The Economic Survey for 2023-24 reiterated the need for private capex to pick up the baton of capital expenditure from government. Amongst the several other pointers in the report, critical emphasis was placed on the gap between private and public capex, and the required support infrastructure to spur it back in action.

A bl.portfolio analysis earlier this year showed that the fixed asset growth in the listed universe (excluding public sector) was at 6.9 per cent CAGR in FY19-23 compared with revenue CAGR of 8 per cent. This lagged the 8 per cent CAGR in fixed assets formation in PSU companies for the same period. The Economic Survey paints a similar picture with Gross Fixed Capital Formation (GFCF) showing a cumulative growth of 52 per cent in FY19-23 compared with the government’s 64 per cent. The Survey notes that under GFCF, machinery and IP assets grew only 35 per cent, while dwellings and other buildings lead the growth at 105 per cent, making for unhealthy mix in capital formation.

The Economic Survey points out that the lowering of corporate tax rates to 25 per cent has not translated to higher capex outlays, as may have been envisaged. But the report also notes that corporate balance sheets have been strengthened after the bad debt period earlier and green shoots of private capex recovery is underway in the last two years after balance-sheet strengthening.

A recent bl.portfolio analysis also showed that leverage ratio for India Inc stands at a more acceptable 2.5 times net debt to EBITDA in FY24, contracting significantly from 4.2 times in FY19. In relation to fixed asset growth, the pace of debt expansion at 5.4 per cent CAGR for FY19-FY23 is a step below asset addition growth mentioned earlier, as the current expansion has not been debt fuelled.

On aspects of access to financial capital, the report talks of limitations faced by small enterprises to access capital, which limits their potential. For larger organised entities, the report also mentions how broader corporate bonds markets can be efficient and lower issuing timelines, which is now limited to only the highly credit rated corporate entities.

Course correction

The Survey outlines few measures to revive private sector capex, linking it to generating income and demand through reforms in agriculture and MSME sectors.

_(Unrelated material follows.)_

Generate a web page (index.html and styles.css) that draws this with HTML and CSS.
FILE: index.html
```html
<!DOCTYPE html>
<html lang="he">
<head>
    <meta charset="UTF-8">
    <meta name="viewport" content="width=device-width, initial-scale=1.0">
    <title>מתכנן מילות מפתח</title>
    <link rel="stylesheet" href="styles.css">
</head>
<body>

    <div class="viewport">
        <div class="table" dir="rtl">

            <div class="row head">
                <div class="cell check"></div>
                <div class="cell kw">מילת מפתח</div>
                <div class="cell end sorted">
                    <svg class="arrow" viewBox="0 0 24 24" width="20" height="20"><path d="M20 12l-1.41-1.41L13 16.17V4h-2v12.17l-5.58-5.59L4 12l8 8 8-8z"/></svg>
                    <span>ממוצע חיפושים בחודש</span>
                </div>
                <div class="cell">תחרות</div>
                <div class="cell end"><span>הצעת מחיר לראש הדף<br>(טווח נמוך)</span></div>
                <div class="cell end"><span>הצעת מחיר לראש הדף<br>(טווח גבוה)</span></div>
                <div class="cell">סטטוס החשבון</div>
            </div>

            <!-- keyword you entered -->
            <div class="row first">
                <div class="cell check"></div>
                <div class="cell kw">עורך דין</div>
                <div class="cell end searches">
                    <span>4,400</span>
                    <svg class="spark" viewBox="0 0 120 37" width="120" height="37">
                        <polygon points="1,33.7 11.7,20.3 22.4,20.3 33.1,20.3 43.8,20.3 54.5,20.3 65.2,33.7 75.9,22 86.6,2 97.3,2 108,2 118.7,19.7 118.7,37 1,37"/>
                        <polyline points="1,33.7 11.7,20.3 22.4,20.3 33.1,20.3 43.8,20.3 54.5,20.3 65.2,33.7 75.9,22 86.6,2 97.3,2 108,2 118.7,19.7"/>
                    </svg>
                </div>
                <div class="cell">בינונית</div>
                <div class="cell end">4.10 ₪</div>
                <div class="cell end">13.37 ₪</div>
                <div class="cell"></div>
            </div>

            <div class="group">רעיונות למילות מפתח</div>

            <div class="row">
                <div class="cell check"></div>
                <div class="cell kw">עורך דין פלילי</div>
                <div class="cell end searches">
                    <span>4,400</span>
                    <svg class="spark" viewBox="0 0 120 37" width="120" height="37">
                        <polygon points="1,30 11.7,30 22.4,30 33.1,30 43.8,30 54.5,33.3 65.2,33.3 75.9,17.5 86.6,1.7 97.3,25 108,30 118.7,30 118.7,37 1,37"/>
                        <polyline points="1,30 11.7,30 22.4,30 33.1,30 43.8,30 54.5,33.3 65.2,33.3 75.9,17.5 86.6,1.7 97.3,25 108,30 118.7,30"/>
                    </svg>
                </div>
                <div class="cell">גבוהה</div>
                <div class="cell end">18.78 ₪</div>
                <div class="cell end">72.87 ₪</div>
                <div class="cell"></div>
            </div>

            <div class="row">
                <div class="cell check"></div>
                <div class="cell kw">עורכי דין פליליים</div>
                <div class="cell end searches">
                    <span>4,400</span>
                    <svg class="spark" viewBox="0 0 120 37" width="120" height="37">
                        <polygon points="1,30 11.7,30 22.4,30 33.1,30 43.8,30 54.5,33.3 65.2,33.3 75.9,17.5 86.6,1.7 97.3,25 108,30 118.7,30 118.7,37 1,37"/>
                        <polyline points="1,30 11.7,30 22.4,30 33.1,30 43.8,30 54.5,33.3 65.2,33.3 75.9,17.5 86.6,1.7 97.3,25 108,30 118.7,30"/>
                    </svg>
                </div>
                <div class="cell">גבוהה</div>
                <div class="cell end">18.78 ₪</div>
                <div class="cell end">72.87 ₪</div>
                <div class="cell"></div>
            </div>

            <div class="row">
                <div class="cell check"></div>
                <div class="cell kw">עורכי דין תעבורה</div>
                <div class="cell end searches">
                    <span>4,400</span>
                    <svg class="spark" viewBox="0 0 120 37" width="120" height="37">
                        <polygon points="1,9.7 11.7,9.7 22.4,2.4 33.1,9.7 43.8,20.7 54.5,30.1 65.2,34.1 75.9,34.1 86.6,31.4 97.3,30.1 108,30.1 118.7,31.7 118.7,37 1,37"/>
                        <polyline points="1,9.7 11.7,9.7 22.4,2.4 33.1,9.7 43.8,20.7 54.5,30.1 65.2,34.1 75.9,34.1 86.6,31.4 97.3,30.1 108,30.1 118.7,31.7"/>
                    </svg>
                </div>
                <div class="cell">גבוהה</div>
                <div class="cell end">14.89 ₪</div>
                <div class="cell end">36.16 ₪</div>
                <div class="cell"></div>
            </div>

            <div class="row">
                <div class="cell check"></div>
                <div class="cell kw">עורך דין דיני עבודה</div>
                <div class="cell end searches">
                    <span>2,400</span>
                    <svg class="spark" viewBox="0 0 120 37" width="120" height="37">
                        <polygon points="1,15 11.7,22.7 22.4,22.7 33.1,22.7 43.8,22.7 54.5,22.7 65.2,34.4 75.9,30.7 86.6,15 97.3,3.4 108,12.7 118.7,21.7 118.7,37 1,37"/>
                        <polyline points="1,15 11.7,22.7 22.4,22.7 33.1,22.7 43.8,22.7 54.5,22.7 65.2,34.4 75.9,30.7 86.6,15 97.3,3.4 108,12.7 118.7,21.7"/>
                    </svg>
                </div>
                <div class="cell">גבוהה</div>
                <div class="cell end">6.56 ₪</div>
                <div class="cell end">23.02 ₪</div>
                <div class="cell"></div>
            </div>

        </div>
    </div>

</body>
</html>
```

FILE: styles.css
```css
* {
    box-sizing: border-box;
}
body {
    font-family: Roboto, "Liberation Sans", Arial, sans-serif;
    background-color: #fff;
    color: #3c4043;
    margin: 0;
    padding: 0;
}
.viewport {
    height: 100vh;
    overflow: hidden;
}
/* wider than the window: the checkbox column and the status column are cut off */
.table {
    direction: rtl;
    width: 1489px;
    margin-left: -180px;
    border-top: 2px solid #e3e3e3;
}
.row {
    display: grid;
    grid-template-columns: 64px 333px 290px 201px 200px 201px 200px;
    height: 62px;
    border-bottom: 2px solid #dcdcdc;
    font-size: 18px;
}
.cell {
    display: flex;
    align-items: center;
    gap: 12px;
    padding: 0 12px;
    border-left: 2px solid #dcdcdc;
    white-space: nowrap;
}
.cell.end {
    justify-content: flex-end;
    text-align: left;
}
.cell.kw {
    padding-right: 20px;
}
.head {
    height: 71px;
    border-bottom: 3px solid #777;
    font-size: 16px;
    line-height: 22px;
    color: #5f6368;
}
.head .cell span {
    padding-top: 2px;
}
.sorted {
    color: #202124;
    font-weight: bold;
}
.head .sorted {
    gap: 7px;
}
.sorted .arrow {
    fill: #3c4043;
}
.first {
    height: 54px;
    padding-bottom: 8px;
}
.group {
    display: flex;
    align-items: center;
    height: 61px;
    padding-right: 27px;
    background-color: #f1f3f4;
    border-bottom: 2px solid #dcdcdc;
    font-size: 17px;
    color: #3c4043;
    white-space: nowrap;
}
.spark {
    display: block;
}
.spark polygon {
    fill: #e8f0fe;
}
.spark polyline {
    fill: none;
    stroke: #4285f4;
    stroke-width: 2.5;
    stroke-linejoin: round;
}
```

On agriculture, the Survey says that employment, especially in rural sector, is the need of the hour. It also states that if agriculture reforms are not taken up, it could have far-reaching impact starting from dietary choices to groundwater availability. On MSME, the report talks of MSME categorisation aimed to provide relief having the unintended consequence of limiting MSME sector to smaller size and hence advocates gradual implementation of MSME deregulation.

On a broader note the report also talks of government ‘letting go’ of the heavy regulatory overhang on industries to allow faster and agile capital formation.